Effective counseling encourages you to learn by taking responsibility. You have to take risks. Rather than insulating yourself, take responsibility for as much as possible. The best a counselor can do is show you a clearer truth. This has nothing to do with satisfaction.
I had a client who wanted me to help solve his relationship problems with his wife, but he refused to be honest with her. This was a person who was in the process of destroying his family yet who refused to take responsibility. His counseling was paid for by his insurance, and when his coverage ran out, he abandoned the project.
We deflect responsibility by rationalizing that we’re doing the right thing. Avoiding blame is a natural reflex designed for stability. But if change is the goal then it’s better to take responsibility, even if you don’t know what you’re taking responsibility for.
Heaven is as much of a fiction as hell, but both have a functional truth. Hell is the process of learning the full scope of your errors. Hell is seeing your failure in the context of the chaos you have caused.
Heaven is being responsible for the balance of things; knowing the truth and your role in it. You get from one to the other by taking responsibility, taking risks, and taking action. The original and authentic meaning of hell is a place where you learn virtue.

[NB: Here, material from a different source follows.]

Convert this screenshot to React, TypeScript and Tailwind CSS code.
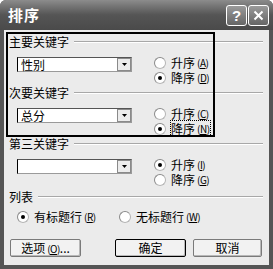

People are attached to their purgatory because it’s where they have learned how to prevail in the struggles that define them. From the vantage point of tumultuous purgatory heaven is boring. Worse than that, living a balanced life requires discarding the pride and power that defines your ego. This requires more than just throwing away your trophies, it requires that you realize they never meant anything.
Entering a state of balance requires learning the value of truth. This is what counseling boils down to: seeing the truth. This comes with a price but only you can pay it. Everyone has the power to do this, but few people do.